## START Collected material
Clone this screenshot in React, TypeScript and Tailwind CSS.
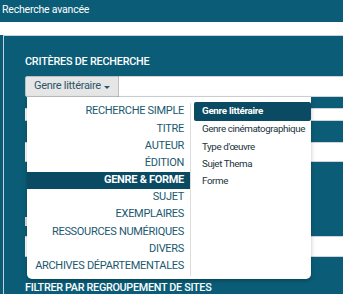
import React from "react";

const leftItems = [
  "RECHERCHE SIMPLE",
  "TITRE",
  "AUTEUR",
  "ÉDITION",
  "GENRE & FORME",
  "SUJET",
  "EXEMPLAIRES",
  "RESSOURCES NUMÉRIQUES",
  "DIVERS",
  "ARCHIVES DÉPARTEMENTALES",
];

const rightItems = [
  "Genre cinématographique",
  "Type d'œuvre",
  "Sujet Thema",
  "Forme",
];

export default function App() {
  return (
    <div
      className="w-[343px] h-[294px] overflow-hidden bg-white flex flex-col"
      style={{ fontFamily: "Roboto, 'Noto Sans', sans-serif" }}
    >
      <div className="h-[22px] shrink-0 bg-[#0b5d77] text-white text-[10.5px] tracking-[-0.2px] leading-[20px] pl-[2px]">
        Recherche avancée
      </div>
      <div className="h-[13px] shrink-0 bg-white" />
      <div className="flex-1 bg-[#0b5d77] pl-[3px]">
        <div className="h-full border-l border-t border-[#c9d3d7] bg-[#0b5d77] pl-[21px] pt-[19px]">
          <div className="text-white text-[10.8px] font-medium tracking-[-0.2px] leading-[14px] h-[14px]">
            CRITÈRES DE RECHERCHE
          </div>
          <div className="relative mt-[7px] flex h-[21px]">
            <div className="w-[94px] shrink-0 rounded-l-[2px] border border-[#b9bfc2] bg-[#e6e6e6] flex items-center pl-[8px] text-[11px] tracking-[-0.3px] text-[#2c5668]">
              Genre littéraire
              <span className="ml-[3px] mt-[1px] inline-block w-0 h-0 border-l-[3px] border-r-[3px] border-t-[3px] border-l-transparent border-r-transparent border-t-[#2c5668]" />
            </div>
            <div className="flex-1 bg-white border-y border-[#d0d4d6]" />

            <div className="absolute left-[2px] top-[21px] w-[284px] h-[182px] bg-white rounded-b-[5px] shadow-[0_2px_4px_rgba(0,0,0,0.25)] flex z-10">
              <div className="w-[164px] mt-[6px] mb-[3px] border-r border-[#dcdcdc] flex flex-col">
                {leftItems.map((t) => (
                  <div
                    key={t}
                    className={
                      t === "GENRE & FORME"
                        ? "h-[17.2px] shrink-0 flex items-center justify-end pr-[6px] bg-[#0a4a62] text-white font-bold text-[11px] tracking-[-0.3px]"
                        : "h-[17.2px] shrink-0 flex items-center justify-end pr-[6px] text-[#1b5870] text-[11px] tracking-[-0.3px]"
                    }
                  >
                    {t}
                  </div>
                ))}
              </div>
              <div className="flex-1 pl-[3px] pt-[5px] flex flex-col">
                <div className="h-[19px] shrink-0 flex items-center pl-[8px] bg-[#0a4a62] rounded-[2px] text-white font-bold text-[9.8px] tracking-[-0.3px]">
                  Genre littéraire
                </div>
                {rightItems.map((t) => (
                  <div
                    key={t}
                    className="h-[17.3px] shrink-0 flex items-center pl-[8px] text-[#22343b] text-[9.8px] tracking-[-0.4px]"
                  >
                    {t}
                  </div>
                ))}
              </div>
            </div>
          </div>

          <div className="mt-[11px] h-[13px] bg-white border-y border-[#d0d4d6]" />
          <div className="mt-[21px] h-[20px] bg-white border-y border-[#d0d4d6]" />
          <div className="mt-[55px] h-[9px] w-[2px] bg-[#dfe5e8]" />
          <div className="mt-[10px] h-[21px] bg-white border-y border-[#d0d4d6]" />
          <div className="mt-[25px] text-white text-[10.8px] font-medium tracking-[-0.3px] leading-[12px]">
            FILTRER PAR REGROUPEMENT DE SITES
          </div>
        </div>
      </div>
    </div>
  );
}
## END Collected material
◆ **Description of the task**
Give only the number of lines in the data that hold the string "React".

◆ **Full answer**
2